FMP also claims that C&D breached the exclusivity clause by contracting with a third party prior to the termination of the Agreement. FMP has not pled facts sufficient to sustain this claim. First, the exclusivity clause did not survive the termination of the contract. (See ECF No. 1-1 at § 10(I) (listing the provisions of the Agreement which “shall survive and continue in effect after [its] termination” and not including the exclusivity clause).) Second, the plain language of the exclusivity clause does not prohibit C&D from negotiating with another party during the lifetime of the Agreement, nor does it prevent C&D from agreeing to enter into an agreement with a third party after the termination of the Agreement. The exclusivity clause states that:
With respect to [FMP]'s distribution of those Products on Schedule A approved for sale in the Exclusive Territories, Distributor is hereby appointed as C&D's exclusive distributor of such Products for the territory(ies) described on Schedule B (the “Exclusive Territory”).(ECF No. 1-1 at § 1(A)(i).) By its plain meaning, the exclusivity clause only prevents C&D from agreeing to allow another party to distribute its batteries in the exclusive territories during the lifetime of the Agreement. “A plaintiff's obligation to provide the ‘grounds' of his ‘entitle[ment] to relief' requires more than labels and conclusions, and a formulaic recitation of the elements of a cause of action will not do.” Bell Atlantic Corp. v. Twombly, 550 U.S. 544, 545 (2007) (alteration in original). FMP alleges that “in or around the Winter of 2022 and Spring of 2023, C&D began negotiating a master distributor agreement with Continental” and “C&D and Continental's [exclusive distributor] agreement had been in the works for some time before the public announcement [of the agreement on May 17, 2023].” (ECF No. 11 at 20 ¶¶ 63, 66.) Even in viewing the facts alleged in the light most favorable to FMP, nothing in the Agreement precluded C&D from negotiating an agreement with a third party that they would then enter into after the termination of its Agreement with FMP. FMP contends that “C&D and Continental agreed to enter the master distributor agreement well before C&D and Continental publicly announced their agreement on May 17, 2023.” (Id. at 23 ¶ 89.) The facts at this juncture do not demonstrate that C&D actually entered an agreement with Continental before May 17, 2023 but rather supports FMP's contention that C&D began negotiating an agreement with Continental before C&D terminated the Agreement with FMP. The Court therefore finds that the FMP's claim that C&D breached the exclusivity agreement must also fail.

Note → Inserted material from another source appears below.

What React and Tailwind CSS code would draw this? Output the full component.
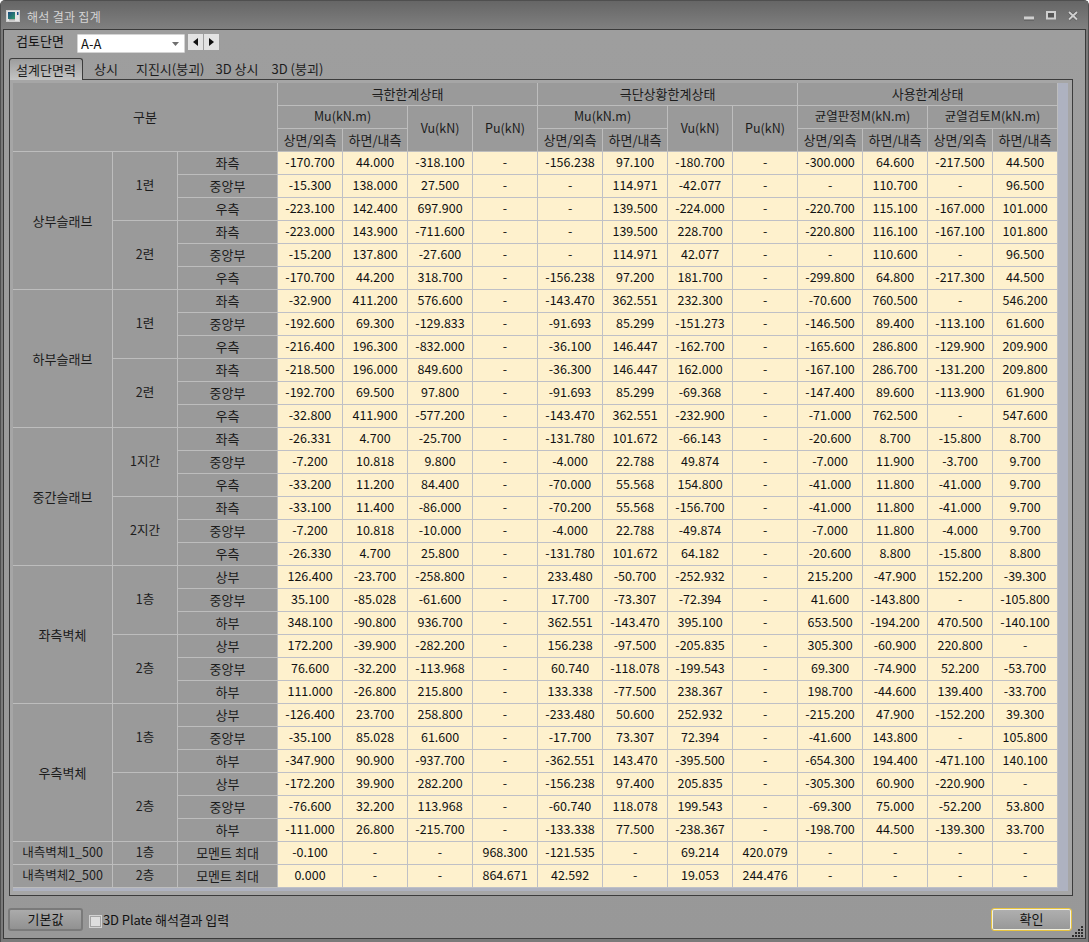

Finally, FMP claims that C&D violated the covenant of good faith and fair dealing when it exercised its sole discretion to terminate the Agreement. In doing so, FMP misapplies that doctrine. “The covenant is best understood as a way of implying terms in the agreement, whether employed to analyze unanticipated developments or to fill gaps in the contract's provisions.” Dunlap v. State Farm Fire and Cas. Co., 878 A.2d 434, 441 (Del. 2005) (internal quotations and citations omitted). “Existing contract terms control, however, such that implied good faith cannot be used to circumvent the parties' bargain, or to create a ‘free-floating duty . . . unattached to the underlying legal document.'” Id. (citations omitted). The Agreement states that in the event that FMP failed to make required payments to C&D or failed to add the new physical locations or subdistributors in Wyoming, Montana, and South Dakota, then “if such situations remain uncured thirty . . . days after written notice is given . . . to [FMP] . . . C&D shall have the right in its sole discretion to immediate termination of this Agreement ....” (ECF No. 1-1 at § 1(E).) When FMP entered into the Agreement, it consented to these terms, and though it declares that the alleged breaches were not “of such a magnitude” as to justify the Agreement's termination, (ECF No. 19 at 30), the plain language of the Agreement does not contemplate the magnitude of the breach in determining whether the Agreement may be terminated, only whether it occurred. (See ECF No. 1-1 at § 10.) Since the Court holds that FMP has not plead facts sufficient to claim that C&D wrongfully terminated the Agreement, it cannot find that C&D violated the covenant of good faith and fair dealing.
IV. CONCLUSION
For the foregoing reasons, the Court grants C&D's motion to dismiss FMP's counterclaims. An appropriate Order follows.